We parked off the road where the creek came in by Junction City. There were two other guys downstream a few hundred yards in a long straight run by the highway. I figured we'd walk across the rocks straight upstream and wade in where the river takes a ninety-degree bend. I was giving some instructions while we clomped along in our waders.
“Use the staff like a cane for stability whenever you move in the water.”
“Thy rod and thy staff?” Hubie asked.
“Yeah,” I said, “if you slip and fall in, you better pray, all right, cause you fill your waders with water and they'll sink you.”
“Okay,” Hubie said, “pay attention when I'm wading.”
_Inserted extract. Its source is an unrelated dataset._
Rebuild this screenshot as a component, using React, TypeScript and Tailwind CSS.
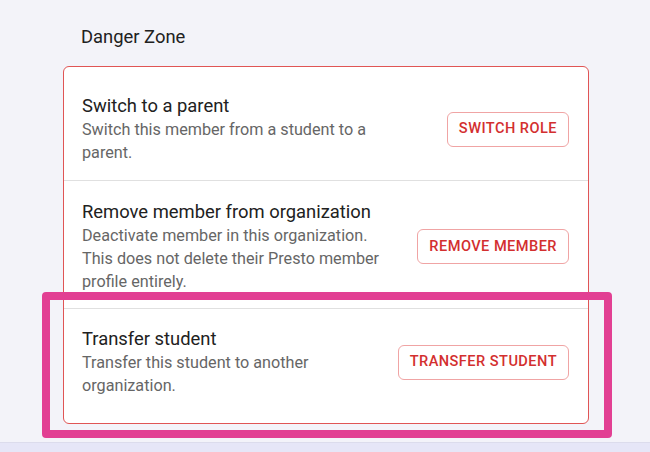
import React from "react";

const rows = [
  {
    title: "Switch to a parent",
    desc: "Switch this member from a student to a parent.",
    button: "Switch role",
    pad: "pt-[27px] pb-[16px]",
  },
  {
    title: "Remove member from organization",
    desc: "Deactivate member in this organization. This does not delete their Presto member profile entirely.",
    button: "Remove member",
    pad: "pt-[19px] pb-[15px]",
  },
  {
    title: "Transfer student",
    desc: "Transfer this student to another organization.",
    button: "Transfer student",
    pad: "pt-[18px] pb-[26px]",
  },
];

export default function App() {
  return (
    <div
      className="relative flex h-[452px] w-[650px] flex-col overflow-hidden bg-[#f3f3f9]"
      style={{ fontFamily: "Roboto, 'Liberation Sans', sans-serif" }}
    >
      <div className="flex-1 pl-[63px] pr-[61px]">
        <div className="pl-[18px] pt-[25px] text-[18.4px] leading-[24px] text-[#212121]">Danger Zone</div>
        <div className="mt-[17px] rounded-md border border-[#e05555] bg-white">
          {rows.map((r, i) => (
            <div
              key={r.title}
              className={`flex items-center gap-6 pl-[18px] pr-[19px] ${r.pad} ${i > 0 ? "border-t border-[#e0e0e0]" : ""}`}
            >
              <div className="max-w-[320px] flex-1">
                <div className="text-[18.4px] leading-[24px] text-[#212121]">{r.title}</div>
                <div className="text-[16.2px] leading-[23px] text-[#666666]">{r.desc}</div>
              </div>
              <button className="ml-auto h-[35px] shrink-0 rounded-md border border-[#f0a4a4] px-[11px] text-[14.6px] font-medium uppercase tracking-[0.45px] text-[#d32f2f]">
                {r.button}
              </button>
            </div>
          ))}
        </div>
      </div>
      <div className="h-[10px] border-t border-[#dcdcec] bg-[#e6e6f7]" />
      <div className="absolute left-[42px] top-[292px] h-[146px] w-[570px] rounded-[4px] border-8 border-[#e23f93]" />
    </div>
  );
}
“Right,” I said. “And I'm setting you up with a silver Castmaster. Just throw it across the river, let it sink and swing, and then retrieve it.”
“I can't just leave it alone and it'll come home, wagging its tail behind it?”
“Joke if you want to, but there's a real chance you could hook up with a jumping locomotive that'll stop your heart,” I told him.
“Now that sounds like fun,” he said. “Does Weaverville have good EMT services?”
“You fish ahead of me, right at the bend, and let the lure swing around the turn,” I told him. “I'll fish below you in the tail-out.”
“Thank you for not suggesting I've already gone around the bend.”